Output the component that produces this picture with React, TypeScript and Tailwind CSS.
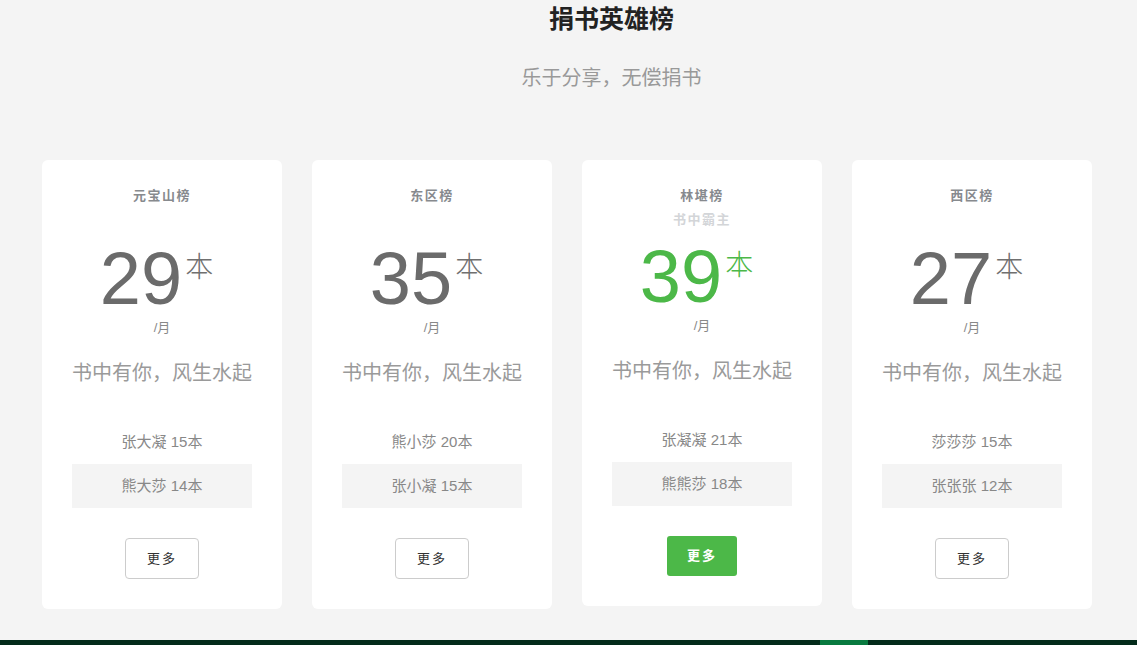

──────────────────────────────

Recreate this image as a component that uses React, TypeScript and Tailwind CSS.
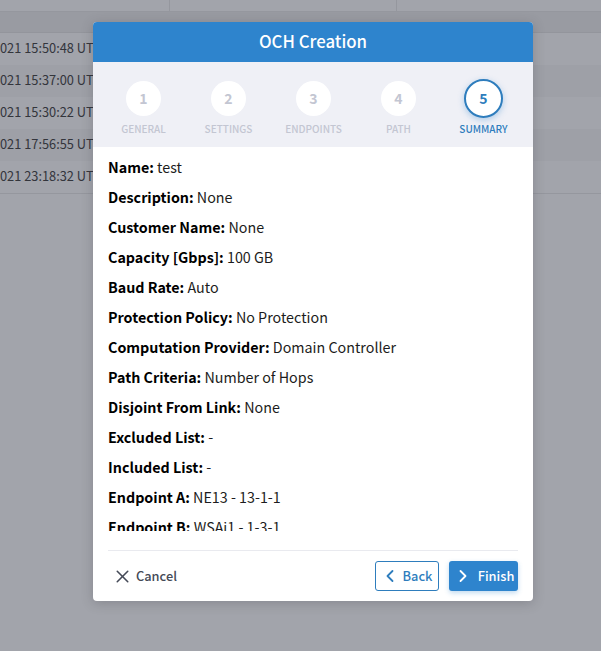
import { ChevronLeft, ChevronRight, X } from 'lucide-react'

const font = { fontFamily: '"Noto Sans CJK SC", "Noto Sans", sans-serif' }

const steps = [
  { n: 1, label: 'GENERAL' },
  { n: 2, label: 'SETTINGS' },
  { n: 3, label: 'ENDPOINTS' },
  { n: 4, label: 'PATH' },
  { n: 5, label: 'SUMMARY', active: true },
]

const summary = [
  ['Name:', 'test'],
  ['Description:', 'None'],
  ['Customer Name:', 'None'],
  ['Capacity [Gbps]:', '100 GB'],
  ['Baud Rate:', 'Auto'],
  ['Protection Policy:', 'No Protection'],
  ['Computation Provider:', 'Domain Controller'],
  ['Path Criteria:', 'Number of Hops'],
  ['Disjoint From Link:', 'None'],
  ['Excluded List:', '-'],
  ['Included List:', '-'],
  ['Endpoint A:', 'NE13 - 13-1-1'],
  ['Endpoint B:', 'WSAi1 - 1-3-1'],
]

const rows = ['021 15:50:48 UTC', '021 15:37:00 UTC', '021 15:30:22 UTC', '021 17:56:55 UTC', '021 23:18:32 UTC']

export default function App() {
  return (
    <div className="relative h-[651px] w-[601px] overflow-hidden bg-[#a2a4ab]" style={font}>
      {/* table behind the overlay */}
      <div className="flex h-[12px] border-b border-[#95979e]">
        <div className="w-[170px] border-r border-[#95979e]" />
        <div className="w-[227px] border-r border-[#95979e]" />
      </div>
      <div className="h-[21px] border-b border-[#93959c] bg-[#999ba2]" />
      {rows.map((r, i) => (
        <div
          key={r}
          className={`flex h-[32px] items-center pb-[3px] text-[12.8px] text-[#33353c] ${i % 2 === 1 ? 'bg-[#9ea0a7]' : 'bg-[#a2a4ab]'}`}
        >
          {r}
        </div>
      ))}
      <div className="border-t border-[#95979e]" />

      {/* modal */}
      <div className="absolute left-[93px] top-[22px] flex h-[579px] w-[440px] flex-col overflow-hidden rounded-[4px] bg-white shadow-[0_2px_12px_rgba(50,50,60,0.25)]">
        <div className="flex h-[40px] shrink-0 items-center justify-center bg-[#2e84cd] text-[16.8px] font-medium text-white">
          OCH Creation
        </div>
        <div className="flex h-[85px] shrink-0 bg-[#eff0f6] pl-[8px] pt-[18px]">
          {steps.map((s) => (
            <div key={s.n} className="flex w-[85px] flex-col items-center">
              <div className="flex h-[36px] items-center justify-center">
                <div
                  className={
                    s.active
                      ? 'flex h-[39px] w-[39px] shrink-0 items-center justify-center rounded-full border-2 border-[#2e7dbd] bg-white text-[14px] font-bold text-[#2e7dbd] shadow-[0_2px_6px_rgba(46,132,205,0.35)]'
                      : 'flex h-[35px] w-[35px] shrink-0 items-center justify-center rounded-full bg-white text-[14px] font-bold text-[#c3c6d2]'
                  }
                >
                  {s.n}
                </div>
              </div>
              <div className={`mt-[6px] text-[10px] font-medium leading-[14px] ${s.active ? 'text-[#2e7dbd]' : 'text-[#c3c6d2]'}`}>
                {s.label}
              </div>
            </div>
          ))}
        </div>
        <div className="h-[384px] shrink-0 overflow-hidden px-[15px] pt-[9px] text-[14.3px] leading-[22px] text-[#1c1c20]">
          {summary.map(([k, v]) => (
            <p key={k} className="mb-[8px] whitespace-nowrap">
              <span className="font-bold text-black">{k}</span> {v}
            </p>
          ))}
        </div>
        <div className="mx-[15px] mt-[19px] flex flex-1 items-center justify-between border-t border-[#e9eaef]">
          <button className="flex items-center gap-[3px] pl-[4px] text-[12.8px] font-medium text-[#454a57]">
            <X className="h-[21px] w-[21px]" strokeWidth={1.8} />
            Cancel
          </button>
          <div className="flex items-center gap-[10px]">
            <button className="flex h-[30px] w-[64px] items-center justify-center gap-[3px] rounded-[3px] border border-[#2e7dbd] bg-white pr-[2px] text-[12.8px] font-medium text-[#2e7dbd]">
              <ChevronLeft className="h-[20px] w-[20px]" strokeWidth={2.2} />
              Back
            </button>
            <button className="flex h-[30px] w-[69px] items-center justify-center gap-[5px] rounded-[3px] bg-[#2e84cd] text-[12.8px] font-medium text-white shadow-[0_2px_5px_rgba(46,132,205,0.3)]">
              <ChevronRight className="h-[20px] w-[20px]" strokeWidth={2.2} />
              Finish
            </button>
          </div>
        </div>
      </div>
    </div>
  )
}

──────────────────────────────

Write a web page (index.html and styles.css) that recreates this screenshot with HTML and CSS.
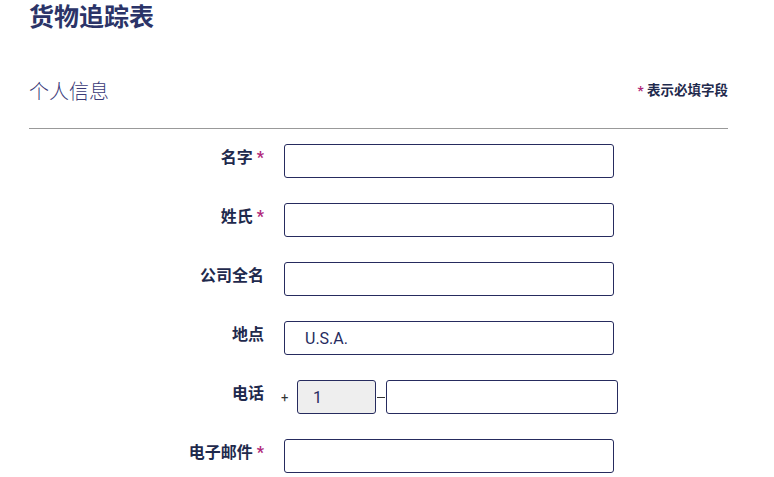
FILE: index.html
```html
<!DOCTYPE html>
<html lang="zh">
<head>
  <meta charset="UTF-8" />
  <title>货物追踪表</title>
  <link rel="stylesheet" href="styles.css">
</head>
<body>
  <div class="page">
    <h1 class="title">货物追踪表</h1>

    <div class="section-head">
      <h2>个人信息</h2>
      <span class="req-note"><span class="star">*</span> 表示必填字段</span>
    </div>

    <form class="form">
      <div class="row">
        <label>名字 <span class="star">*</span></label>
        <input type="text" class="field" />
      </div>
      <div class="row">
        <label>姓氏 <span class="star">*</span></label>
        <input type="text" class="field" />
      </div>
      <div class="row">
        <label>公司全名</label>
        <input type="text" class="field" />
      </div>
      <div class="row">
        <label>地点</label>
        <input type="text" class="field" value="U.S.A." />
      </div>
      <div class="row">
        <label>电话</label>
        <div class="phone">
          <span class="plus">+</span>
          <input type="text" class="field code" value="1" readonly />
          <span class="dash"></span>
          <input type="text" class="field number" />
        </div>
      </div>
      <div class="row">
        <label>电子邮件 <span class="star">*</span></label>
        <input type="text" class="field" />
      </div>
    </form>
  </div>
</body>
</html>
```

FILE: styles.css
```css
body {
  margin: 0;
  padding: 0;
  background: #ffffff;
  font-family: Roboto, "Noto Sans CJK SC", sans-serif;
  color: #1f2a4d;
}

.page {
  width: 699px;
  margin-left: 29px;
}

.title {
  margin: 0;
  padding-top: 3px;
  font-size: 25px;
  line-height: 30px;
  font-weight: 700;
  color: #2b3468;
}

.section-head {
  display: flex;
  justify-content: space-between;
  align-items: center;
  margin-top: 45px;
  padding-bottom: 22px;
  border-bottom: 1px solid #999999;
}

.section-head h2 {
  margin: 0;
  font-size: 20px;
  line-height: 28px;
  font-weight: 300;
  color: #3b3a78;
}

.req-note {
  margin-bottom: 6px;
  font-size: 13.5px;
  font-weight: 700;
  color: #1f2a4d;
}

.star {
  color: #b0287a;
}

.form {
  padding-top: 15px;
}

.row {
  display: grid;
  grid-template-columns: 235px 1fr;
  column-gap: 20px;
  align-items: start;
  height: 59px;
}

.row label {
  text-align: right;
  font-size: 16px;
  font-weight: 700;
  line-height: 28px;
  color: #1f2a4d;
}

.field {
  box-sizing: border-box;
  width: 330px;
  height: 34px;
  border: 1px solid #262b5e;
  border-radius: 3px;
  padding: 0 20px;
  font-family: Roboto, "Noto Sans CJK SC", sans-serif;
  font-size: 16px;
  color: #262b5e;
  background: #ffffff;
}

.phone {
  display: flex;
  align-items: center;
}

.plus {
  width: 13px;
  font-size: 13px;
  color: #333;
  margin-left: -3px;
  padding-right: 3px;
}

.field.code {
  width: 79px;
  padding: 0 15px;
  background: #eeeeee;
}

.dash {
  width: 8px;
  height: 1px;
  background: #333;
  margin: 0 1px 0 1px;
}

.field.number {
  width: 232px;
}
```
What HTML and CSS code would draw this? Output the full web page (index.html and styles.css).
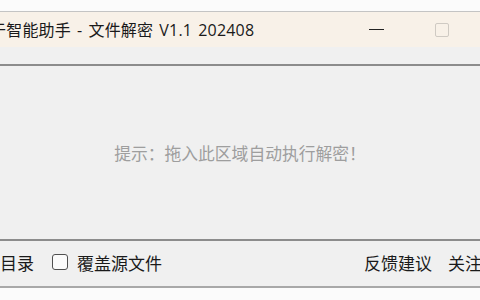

──────────────────────────────

> _What is asked_
Counting only lines of the data above that hold "Tailwind", report the total and nothing else.

> _Written answer_
2